- Theatrical release poster
- Directed by: Antonio Hernández
- Written by: Pau Vergara
- Based on: El Capitán Trueno characters by Víctor Mora
- Starring: Sergio Peris-Mencheta; Natasha Yarovenko; Manuel Martínez; Adrián Lamana; Jennifer Rope; Gary Piquer; Asier Etxeandia; Ramón Langa; Roberto Álvarez;
- Production companies: Maltés Producciones; Sorolla Films;
- Distributed by: Buena Vista International
- Release date: 7 October 2011;
- Country: Spain
- Language: Spanish
- Budget: €8.39 million
- Box office: €0.74 million

= El Capitán Trueno y el Santo Grial =

El Capitán Trueno y el Santo Grial is a 2011 Spanish sword and sorcery film directed by Antonio Hernández and based on the comic books of El Capitán Trueno. Its stars Sergio Peris-Mencheta and Natasha Yarovenko. The film suffered from problems since its development phase and proved to be a box office failure, also earning very poor reviews.

== Plot ==
The fiction follows the adventures of the Capitán Trueno and his band, formed by Crispín, Goliat and the princess Sigrid.

== Production ==
Earlier failed attempts to bring the comic book character to a live action film involved Juan Piquer Simón, Juanma Bajo Ulloa, Alejandro Toledo and Daniel Calparsoro as possible directors. None of them came to fruition and, following the entry of Pau Vergara in the project (as producer and tentative director), the direction was eventually tasked to Antonio Hernández.

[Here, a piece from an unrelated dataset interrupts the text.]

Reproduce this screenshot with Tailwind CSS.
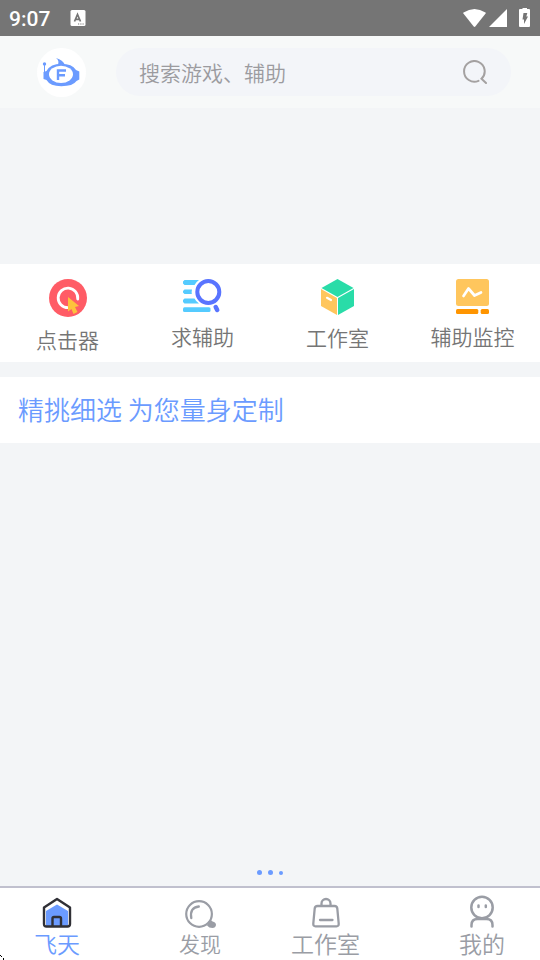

At some point Álex González and Elsa Pataky were slated to star as lead characters Capitán Trueno and Sigrid but they left the project. Natasha Yarovenko (originally set to perform a villain role) was subsequently recast to perform the role of Sigrid. Sergio Peris-Mencheta also came in as Capitán Trueno.

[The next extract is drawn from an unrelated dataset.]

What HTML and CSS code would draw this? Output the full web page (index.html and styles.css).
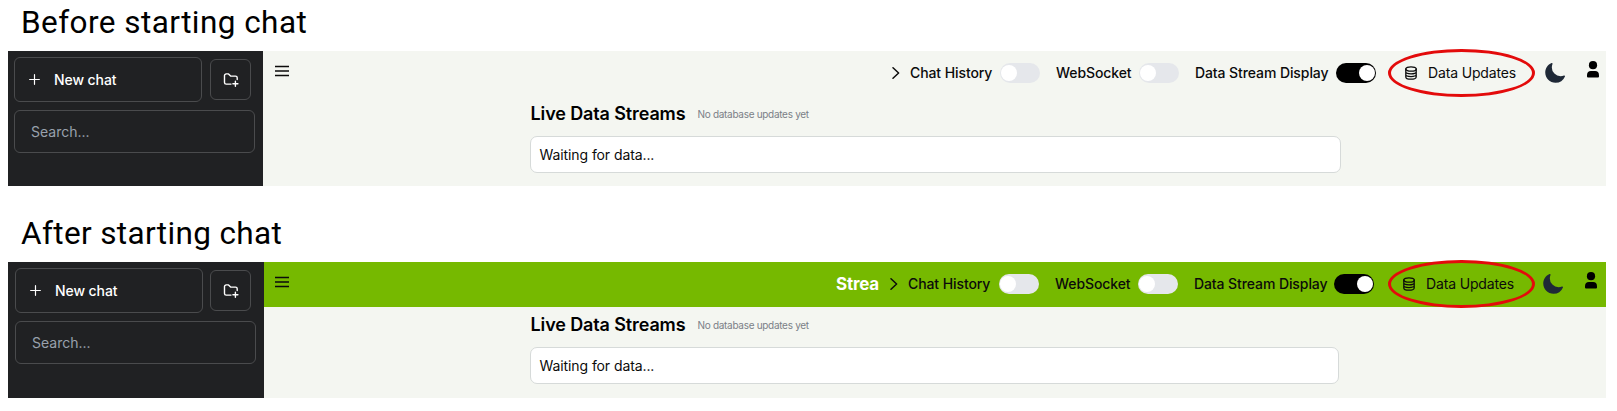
FILE: index.html
```
<!DOCTYPE html>
<html lang="en">
<head>
<meta charset="utf-8">
<title>Live Data Streams</title>
<link rel="stylesheet" href="styles.css">
</head>
<body>
<svg class="defs" width="0" height="0">
  <symbol id="plus" viewBox="0 0 12 12"><path d="M6 .7v10.6M.7 6h10.6"/></symbol>
  <symbol id="folder" viewBox="0 0 16 16"><path d="M8 12.1H3.2A1.7 1.7 0 0 1 1.5 10.4V3.6A1.7 1.7 0 0 1 3.2 1.9H5.5L7.6 4.1H12.5A1.7 1.7 0 0 1 14.2 5.8V7.5M12.4 9.2v5M9.9 11.7h5"/></symbol>
  <symbol id="menu" viewBox="0 0 14 12"><path d="M0 1.5h14M0 6h14M0 10.5h14"/></symbol>
  <symbol id="chevron" viewBox="0 0 8 12"><path d="M1 .8 6.6 6 1 11.2"/></symbol>
  <symbol id="database" viewBox="0 0 12 14"><ellipse cx="6" cy="3" rx="5.2" ry="2.2"/><path d="M.8 3v8c0 1.2 2.3 2.2 5.2 2.2s5.2-1 5.2-2.2V3M.8 5.8C.8 7 3.1 7.9 6 7.9s5.2-.9 5.2-2.1M.8 8.5c0 1.2 2.3 2.1 5.2 2.1s5.2-.9 5.2-2.1"/></symbol>
  <symbol id="moon" viewBox="2 1.5 20.5 20.5"><path d="M9.528 1.718a.75.75 0 0 1 .162.819A8.97 8.97 0 0 0 9 6a9 9 0 0 0 9 9 8.97 8.97 0 0 0 3.463-.69.75.75 0 0 1 .981.98 10.503 10.503 0 0 1-9.694 6.46c-5.799 0-10.5-4.701-10.5-10.5 0-4.368 2.667-8.112 6.46-9.694a.75.75 0 0 1 .818.162Z"/></symbol>
  <symbol id="person" viewBox="0 0 12 17"><circle cx="6" cy="4.2" r="4.1"/><path d="M0 14.2C0 11.4 1.6 10.1 3.8 10.1H8.2C10.4 10.1 12 11.4 12 14.2V15.6Q12 16.6 11 16.6H1Q0 16.6 0 15.6Z"/></symbol>
</svg>

<h1 class="title title-before">Before starting chat</h1>
<section class="app before">
  <aside class="sidebar">
    <div class="actions">
      <div class="new-chat"><svg class="plus line"><use href="#plus"/></svg><span>New chat</span></div>
      <div class="new-folder"><svg class="folder line"><use href="#folder"/></svg></div>
    </div>
    <div class="search">Search...</div>
  </aside>
  <main class="main">
    <header class="bar">
      <svg class="menu line"><use href="#menu"/></svg>
      <div class="controls">
        <svg class="chevron line"><use href="#chevron"/></svg>
        <span class="label history">Chat History</span><i class="toggle"></i>
        <span class="label socket">WebSocket</span><i class="toggle"></i>
        <span class="label display">Data Stream Display</span><i class="toggle on"></i>
        <div class="updates"><svg class="database line"><use href="#database"/></svg><span>Data Updates</span><i class="ring"></i></div>
        <svg class="moon"><use href="#moon"/></svg>
        <svg class="person"><use href="#person"/></svg>
      </div>
    </header>
    <div class="content">
      <div class="heading"><h2>Live Data Streams</h2><small>No database updates yet</small></div>
      <div class="stream">Waiting for data...</div>
    </div>
  </main>
</section>

<h1 class="title title-after">After starting chat</h1>
<section class="app after">
  <aside class="sidebar">
    <div class="actions">
      <div class="new-chat"><svg class="plus line"><use href="#plus"/></svg><span>New chat</span></div>
      <div class="new-folder"><svg class="folder line"><use href="#folder"/></svg></div>
    </div>
    <div class="search">Search...</div>
  </aside>
  <main class="main">
    <header class="bar">
      <svg class="menu line"><use href="#menu"/></svg>
      <div class="controls">
        <strong class="marquee">Strea</strong>
        <svg class="chevron line"><use href="#chevron"/></svg>
        <span class="label history">Chat History</span><i class="toggle"></i>
        <span class="label socket">WebSocket</span><i class="toggle"></i>
        <span class="label display">Data Stream Display</span><i class="toggle on"></i>
        <div class="updates"><svg class="database line"><use href="#database"/></svg><span>Data Updates</span><i class="ring"></i></div>
        <svg class="moon"><use href="#moon"/></svg>
        <svg class="person"><use href="#person"/></svg>
      </div>
    </header>
    <div class="content">
      <div class="heading"><h2>Live Data Streams</h2><small>No database updates yet</small></div>
      <div class="stream">Waiting for data...</div>
    </div>
  </main>
</section>
</body>
</html>
```
FILE: styles.css
```
* { box-sizing: border-box; }
body { margin: 0; height: 411px; overflow: hidden; background: #fff; color: #0b0b0b; font: 14px/20px Inter, sans-serif; letter-spacing: -.09px; white-space: nowrap; }
svg { display: block; flex: none; overflow: visible; }
.defs { height: 0; }
.line { fill: none; stroke: currentColor; stroke-width: 1.5; stroke-linecap: round; stroke-linejoin: round; }
.title { margin: 0; padding-left: 21px; font: 400 31.5px/40px Roboto, sans-serif; color: #000; }
.title-before { height: 51px; padding-top: 3px; letter-spacing: .44px; }
.title-after { height: 76px; padding-top: 28px; letter-spacing: .36px; }
.app { display: flex; width: 1598px; margin-left: 8px; background: #f4f6f1; }
.before { height: 135px; }
.after { height: 136px; }
.sidebar { width: 255px; flex: none; padding: 6px 0 0 6px; background: #202123; color: #fff; }
.after .sidebar { width: 256px; padding-left: 7px; }
.actions { display: flex; align-items: center; gap: 8px; }
.new-chat, .new-folder, .search { display: flex; align-items: center; border: 1px solid #4a4b4d; border-radius: 6px; }
.new-chat { width: 188px; height: 45px; padding-left: 14px; gap: 14px; font-weight: 500; }
.plus { width: 11px; height: 11px; stroke-width: 1.3; }
.new-folder { width: 41px; height: 41px; justify-content: center; }
.after .new-folder { margin-left: -1px; }
.folder { width: 16px; height: 16px; stroke-width: 1.4; }
.search { width: 241px; height: 43px; margin-top: 8px; padding-left: 16px; color: #99a1ad; letter-spacing: 0; }
.main { flex: 1; }
.bar { display: flex; justify-content: space-between; height: 45px; padding: 0 7px 0 12px; }
.after .bar { background: #76b900; padding: 0 9px 0 11px; }
.menu { width: 14px; height: 12px; margin-top: 14px; stroke-width: 1.5; stroke-linecap: butt; }
.controls { display: flex; align-items: center; height: 44px; }
.marquee { width: 45px; margin-right: 9px; color: #fff; font-size: 17px; font-weight: 700; letter-spacing: -.2px; }
.chevron { width: 8px; height: 12px; margin-right: 10px; }
.label { font-weight: 500; }
.history { width: 90px; }
.socket { width: 83px; }
.display { width: 141px; }
.toggle { display: flex; align-items: center; flex: none; width: 40px; height: 20px; margin-right: 16px; padding: 0 1px; border-radius: 10px; background: #e5e7eb; }
.toggle::before { content: ""; width: 16px; height: 16px; border-radius: 50%; background: #fff; }
.toggle.on { justify-content: flex-end; margin-right: 29px; background: #000; }
.updates { position: relative; display: flex; align-items: center; width: 111px; gap: 11px; letter-spacing: -.15px; }
.database { width: 12px; height: 14px; stroke-width: 1.3; }
.ring { position: absolute; left: -17px; top: -14px; width: 147px; height: 48px; border: 3px solid #e30b0b; border-radius: 50%; }
.after .ring { left: -15px; }
.after .updates { margin-left: 0; }
.moon { width: 20px; height: 20px; margin-left: 29px; fill: #1f2937; }
.person { width: 12px; height: 17px; margin: -8px 0 0 22px; fill: #000; }
.after .history { margin-right: 1px; }
.after .display { width: 140px; }
.content { padding-left: 267px; }
.after .content { padding-left: 266px; }
.heading { display: flex; align-items: center; height: 36px; gap: 12px; padding-left: .5px; }
.heading h2 { width: 155px; margin: 0; color: #000; font-size: 18px; line-height: 28px; font-weight: 600; letter-spacing: -.12px; }
.heading small { color: #7b8087; font-size: 10px; letter-spacing: -.3px; }
.stream { display: flex; align-items: center; width: 811px; height: 37px; margin-top: 4px; padding-left: 8.5px; border: 1px solid #d6dad9; border-radius: 7px; background: #fff; }
.after .stream { width: 809px; }
```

Produced by Sorolla Films and Maltés Producciones, filming started on 16 August 2010. Shooting locations included El Escorial, Baños de la Encina (Jaén), Aldea del Rey (Ciudad Real), Lagunas de Ruidera (Albacete), the cave of Las Palomas in Yátova, the Turche Cave in Buñol, Abantos, Chulilla and the Ahuir Beach in Gandía (Valencia), the Saladar d'Aigua Amarga beach in Elche and the Ciudad de la Luz film studio in Alicante. Shooting wrapped in November 2010.

The film had a budget of €8.39 million.

== Release ==
No member of the cast attended the presentation of the movie in Valencia on 5 October 2011, leaving producer Pau Vergara alone. Vergara was credited as the single screenwriter, but Peris-Mencheta claimed Vergara was opportunistic ("tiene un morro que te cagas"[sic]) and that the screenplay should be credited to the director too. Days later, Peris-Mencheta attacked Vergara in Twitter, stating "may Pau Vergara pay what he owes and stay away from Spanish cinema forever".

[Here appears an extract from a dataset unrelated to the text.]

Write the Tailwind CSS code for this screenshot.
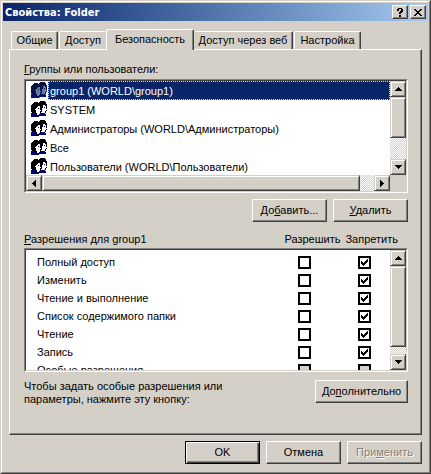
<!DOCTYPE html>
<html lang="ru">

<head>
  <meta charset="UTF-8">
  <meta name="viewport" content="width=device-width, initial-scale=1.0">
  <title>Свойства: Folder</title>
  <script src="https://cdn.jsdelivr.net/npm/@tailwindcss/browser@4"></script>
</head>

<body class="bg-[#d4d0c8] text-black font-['Liberation_Sans',Arial,sans-serif] text-[11px] leading-[13px]">

  <!-- Shared icons -->
  <svg class="hidden">
    <symbol id="users" viewBox="0 0 16 16" shape-rendering="crispEdges">
      <path fill="#000" d="M3 1h4v1h1V1h1V0h5v1h1v2h1v7h-1v2h-4v1H9v2H5v-2H1v-2H0V4h1V3h1V2h1z" />
      <path fill="#fff" d="M7 5h2v4h1v1H9v3H8v1H6v-2H5V9H4V8h1V7h1V6h1zM12 4h2v1h1v3h1v1h-1v1h-1v2h-4v-1h1V7h1z" />
      <path fill="#00007b" d="M0 12h4v1h1v1h1v1h2v1H0zM10 12h4v1h1v2H9v-2h1z" />
      <path fill="#00f" d="M7 7h1v1H7zM13 6h1v1h-1z" />
    </symbol>
    <symbol id="up" viewBox="0 0 7 4" shape-rendering="crispEdges">
      <path d="M3 0h1v1h1v1h1v1h1v1H0V3h1V2h1V1h1z" />
    </symbol>
    <symbol id="down" viewBox="0 0 7 4" shape-rendering="crispEdges">
      <path d="M0 0h7v1H6v1H5v1H4v1H3V3H2V2H1V1H0z" />
    </symbol>
    <symbol id="left" viewBox="0 0 4 7" shape-rendering="crispEdges">
      <path d="M3 0h1v7H3V6H2V5H1V4H0V3h1V2h1V1h1z" />
    </symbol>
    <symbol id="right" viewBox="0 0 4 7" shape-rendering="crispEdges">
      <path d="M0 0h1v1h1v1h1v1h1v1H3v1H2v1H1v1H0z" />
    </symbol>
    <symbol id="check" viewBox="0 0 7 7" shape-rendering="crispEdges">
      <path d="M0 2h1v1h1v1h1V3h1V2h1V1h1V0h1v3H6v1H5v1H4v1H3v1H2V6H1V5H0z" />
    </symbol>
  </svg>

  <main class="border border-t-[#d4d0c8] border-l-[#d4d0c8] border-r-[#404040] border-b-[#404040]">
    <div class="border border-t-white border-l-white border-r-[#808080] border-b-[#808080] p-px">

      <!-- Title bar -->
      <header class="flex items-center h-[18px] pl-0.5 pr-0.5 bg-linear-to-r from-[#0a246a] to-[#a6caf0]">
        <h1 class="grow font-['DejaVu_Sans_Condensed','DejaVu_Sans',sans-serif] font-bold text-[11px] text-white">Свойства: Folder</h1>
        <div class="flex gap-0.5">
          <button type="button" aria-label="Справка" class="flex items-center justify-center w-4 h-3.5 bg-[#d4d0c8] border border-t-white border-l-white border-r-[#404040] border-b-[#404040] shadow-[inset_-1px_-1px_#808080]">
            <svg class="w-1.5 h-[9px]" viewBox="0 0 6 9" shape-rendering="crispEdges"><path d="M1 0h4v1h1v3H5v1H4v1H2V4h1V3h1V1H2v2H0V1h1zM2 7h2v2H2z" /></svg>
          </button>
          <button type="button" aria-label="Закрыть" class="flex items-center justify-center w-4 h-3.5 bg-[#d4d0c8] border border-t-white border-l-white border-r-[#404040] border-b-[#404040] shadow-[inset_-1px_-1px_#808080]">
            <svg class="w-2 h-[7px]" viewBox="0 0 8 7" shape-rendering="crispEdges"><path d="M0 0h2v1h1v1h2V1h1V0h2v1H7v1H6v1H5v1h1v1h1v1h1v1H6V6H5V5H3v1H2v1H0V6h1V5h1V4h1V3H2V2H1V1H0z" /></svg>
          </button>
        </div>
      </header>

      <div class="px-1.5 pt-2 pb-[7px]">
        <!-- Tabs -->
        <div role="tablist" class="flex items-end pl-0.5">
          <button type="button" role="tab" class="w-[47px] h-[18px] mr-px rounded-t-xs border-t border-l border-white border-r border-r-[#404040] shadow-[inset_-1px_0_#808080]">Общие</button>
          <button type="button" role="tab" class="w-[47px] h-[18px] rounded-t-xs border-t border-l border-white">Доступ</button>
          <button type="button" role="tab" aria-selected="true" class="relative z-10 w-[88px] h-[21px] -mb-px pb-0.5 bg-[#d4d0c8] rounded-t-xs border-t border-l border-white border-r border-r-[#404040] shadow-[inset_-1px_0_#808080]">Безопасность</button>
          <button type="button" role="tab" class="w-[99px] h-[18px] mr-px rounded-t-xs border-t border-white border-r border-r-[#404040] shadow-[inset_-1px_0_#808080]">Доступ через веб</button>
          <button type="button" role="tab" class="w-[67px] h-[18px] rounded-t-xs border-t border-l border-white border-r border-r-[#404040] shadow-[inset_-1px_0_#808080]">Настройка</button>
        </div>

        <section role="tabpanel" class="pl-3.5 pr-[13px] pt-[13px] pb-7 border border-t-white border-l-white border-r-[#404040] border-b-[#404040] shadow-[inset_-1px_-1px_#808080]">
          <h2 id="groups-label" class="pb-[3px]"><u>Г</u>руппы или пользователи:</h2>

          <!-- Groups and users -->
          <div class="border border-t-[#808080] border-l-[#808080] border-r-white border-b-white">
            <div class="flex border border-t-[#404040] border-l-[#404040] border-r-[#d4d0c8] border-b-[#d4d0c8]">
              <div class="grow min-w-0">
                <ul id="groups" role="listbox" aria-labelledby="groups-label" class="h-[94px] overflow-hidden bg-white"></ul>
                <div class="flex h-4 bg-[repeating-conic-gradient(#fff_0_25%,#d4d0c8_0_50%)] bg-size-[2px_2px]">
                  <button type="button" aria-label="Влево" class="flex items-center justify-center w-4 h-4 bg-[#d4d0c8] border border-t-[#d4d0c8] border-l-[#d4d0c8] border-r-[#404040] border-b-[#404040] shadow-[inset_1px_1px_#fff,inset_-1px_-1px_#808080]"><svg class="w-1 h-[7px]"><use href="#left" /></svg></button>
                  <div class="grow bg-[#d4d0c8] border border-t-[#d4d0c8] border-l-[#d4d0c8] border-r-[#404040] border-b-[#404040] shadow-[inset_1px_1px_#fff,inset_-1px_-1px_#808080]"></div>
                  <button type="button" aria-label="Вправо" class="flex items-center justify-center w-4 h-4 ml-3.5 bg-[#d4d0c8] border border-t-[#d4d0c8] border-l-[#d4d0c8] border-r-[#404040] border-b-[#404040] shadow-[inset_1px_1px_#fff,inset_-1px_-1px_#808080]"><svg class="w-1 h-[7px]"><use href="#right" /></svg></button>
                </div>
              </div>
              <div class="flex flex-col w-4 h-[94px] bg-[repeating-conic-gradient(#fff_0_25%,#d4d0c8_0_50%)] bg-size-[2px_2px]">
                <button type="button" aria-label="Вверх" class="flex items-center justify-center w-4 h-4 bg-[#d4d0c8] border border-t-[#d4d0c8] border-l-[#d4d0c8] border-r-[#404040] border-b-[#404040] shadow-[inset_1px_1px_#fff,inset_-1px_-1px_#808080]"><svg class="w-[7px] h-1"><use href="#up" /></svg></button>
                <div class="h-[41px] bg-[#d4d0c8] border border-t-[#d4d0c8] border-l-[#d4d0c8] border-r-[#404040] border-b-[#404040] shadow-[inset_1px_1px_#fff,inset_-1px_-1px_#808080]"></div>
                <button type="button" aria-label="Вниз" class="flex items-center justify-center w-4 h-4 mt-auto bg-[#d4d0c8] border border-t-[#d4d0c8] border-l-[#d4d0c8] border-r-[#404040] border-b-[#404040] shadow-[inset_1px_1px_#fff,inset_-1px_-1px_#808080]"><svg class="w-[7px] h-1"><use href="#down" /></svg></button>
              </div>
            </div>
          </div>

          <div class="flex justify-end gap-1.5 pt-1.5">
            <button type="button" class="w-[75px] h-[23px] border border-t-white border-l-white border-r-[#404040] border-b-[#404040] shadow-[inset_-1px_-1px_#808080]">До<u>б</u>авить...</button>
            <button type="button" class="w-[75px] h-[23px] border border-t-white border-l-white border-r-[#404040] border-b-[#404040] shadow-[inset_-1px_-1px_#808080]"><u>У</u>далить</button>
          </div>

          <!-- Permissions -->
          <div class="flex gap-[5px] pt-[11px] pb-0.5 pr-2.5">
            <h2 id="perms-label" class="grow"><u>Р</u>азрешения для group1</h2>
            <span>Разрешить</span>
            <span>Запретить</span>
          </div>
          <div class="border border-t-[#808080] border-l-[#808080] border-r-white border-b-white">
            <div class="flex border border-t-[#404040] border-l-[#404040] border-r-[#d4d0c8] border-b-[#d4d0c8]">
              <div class="grow h-[120px] pt-[3px] overflow-hidden bg-white">
                <table aria-labelledby="perms-label" class="w-full table-fixed">
                  <tbody id="permissions"></tbody>
                </table>
              </div>
              <div class="flex flex-col w-4 bg-[repeating-conic-gradient(#fff_0_25%,#d4d0c8_0_50%)] bg-size-[2px_2px]">
                <button type="button" aria-label="Вверх" class="flex items-center justify-center w-4 h-4 bg-[#d4d0c8] border border-t-[#d4d0c8] border-l-[#d4d0c8] border-r-[#404040] border-b-[#404040] shadow-[inset_1px_1px_#fff,inset_-1px_-1px_#808080]"><svg class="w-[7px] h-1"><use href="#up" /></svg></button>
                <div class="h-[81px] bg-[#d4d0c8] border border-t-[#d4d0c8] border-l-[#d4d0c8] border-r-[#404040] border-b-[#404040] shadow-[inset_1px_1px_#fff,inset_-1px_-1px_#808080]"></div>
                <button type="button" aria-label="Вниз" class="flex items-center justify-center w-4 h-4 mt-auto bg-[#d4d0c8] border border-t-[#d4d0c8] border-l-[#d4d0c8] border-r-[#404040] border-b-[#404040] shadow-[inset_1px_1px_#fff,inset_-1px_-1px_#808080]"><svg class="w-[7px] h-1"><use href="#down" /></svg></button>
              </div>
            </div>
          </div>

          <div class="flex items-start justify-between pt-2">
            <p>Чтобы задать особые разрешения или<br>параметры, нажмите эту кнопку:</p>
            <button type="button" class="w-[93px] h-[23px] shrink-0 border border-t-white border-l-white border-r-[#404040] border-b-[#404040] shadow-[inset_-1px_-1px_#808080]">До<u>п</u>олнительно</button>
          </div>
        </section>

        <!-- Dialog buttons -->
        <div class="flex justify-end gap-1.5 pt-1.5">
          <button type="submit" class="w-[75px] h-[23px] border border-black shadow-[inset_1px_1px_#fff,inset_-1px_-1px_#404040,inset_-2px_-2px_#808080]">OK</button>
          <button type="button" class="w-[75px] h-[23px] border border-t-white border-l-white border-r-[#404040] border-b-[#404040] shadow-[inset_-1px_-1px_#808080]">Отмена</button>
          <button type="button" disabled class="w-[75px] h-[23px] text-[#808080] text-shadow-[1px_1px_#fff] border border-t-white border-l-white border-r-[#404040] border-b-[#404040] shadow-[inset_-1px_-1px_#808080]">При<u>м</u>енить</button>
        </div>
      </div>
    </div>
  </main>

  <script>
    const groups = [
      'group1 (WORLD\\group1)',
      'SYSTEM',
      'Администраторы (WORLD\\Администраторы)',
      'Все',
      'Пользователи (WORLD\\Пользователи)'
    ];

    const permissions = [
      { name: 'Полный доступ', deny: true },
      { name: 'Изменить', deny: true },
      { name: 'Чтение и выполнение', deny: true },
      { name: 'Список содержимого папки', deny: true },
      { name: 'Чтение', deny: true },
      { name: 'Запись', deny: true },
      { name: 'Особые разрешения', deny: false, disabled: true }
    ];

    // The selected row's icon gets a translucent tint of the highlight colour
    document.getElementById('groups').innerHTML = groups.map((name, i) => `
      <li role="option" aria-selected="${i === 0}" class="group flex h-[19px] pl-[5px]">
        <span class="relative w-[17px] shrink-0 pt-px">
          <svg class="w-4 h-4"><use href="#users" /></svg>
          <svg class="absolute top-px left-0 w-4 h-4 hidden opacity-60 group-aria-selected:block" viewBox="0 0 16 16" shape-rendering="crispEdges"><path fill="#0a246a" d="M3 1h4v1h1V1h1V0h5v1h1v2h1v7h-1v5H9v1H0V4h1V3h1V2h1z" /></svg>
        </span>
        <span class="grow pl-px pt-[3px] border border-transparent whitespace-nowrap group-aria-selected:bg-[#0a246a] group-aria-selected:text-white group-aria-selected:border-dotted group-aria-selected:border-[#f5db95]">${name}</span>
      </li>`).join('');

    const checkbox = (label, checked, disabled) => `
      <span class="grid w-[13px] h-[13px] mx-auto place-items-center">
        <input type="checkbox" aria-label="${label}" ${checked ? 'checked' : ''} ${disabled ? 'disabled' : ''} class="peer col-start-1 row-start-1 appearance-none w-[13px] h-[13px] bg-white border-2 border-black disabled:bg-[#d4d0c8]">
        <svg class="col-start-1 row-start-1 w-[7px] h-[7px] invisible pointer-events-none peer-checked:visible"><use href="#check" /></svg>
      </span>`;

    document.getElementById('permissions').innerHTML = permissions.map(({ name, deny, disabled }) => `
      <tr class="h-[18px]">
        <th scope="row" class="pl-[11px] text-left font-normal whitespace-nowrap">${name}</th>
        <td class="w-[69px]">${checkbox(name + ': разрешить', false, disabled)}</td>
        <td class="w-[51px]">${checkbox(name + ': запретить', deny, disabled)}</td>
      </tr>`).join('');
  </script>
</body>

</html>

Distributed by Walt Disney España, the film was theatrically released on 7 October 2011.

The film grossed €739,162 and 118,749 viewers.

== Reception ==
The film earned very poor reviews. Reviewing for El País, Javier Ocaña titled his review as deforme insensatez ('warped foolishness'), noting that the "direction of actors is simply nonexistent", positively comparing leading actor Peris-Mencheta to the rest of the cast ("at least he does not take risks"). Even the president of the Academy of Cinematographic Arts and Sciences of Spain (Enrique González Macho) raised his opinion on the matter, deeming the film to be a 'drag' (pestiño). The film was presented in media as "the biggest fiasco of Spanish cinema".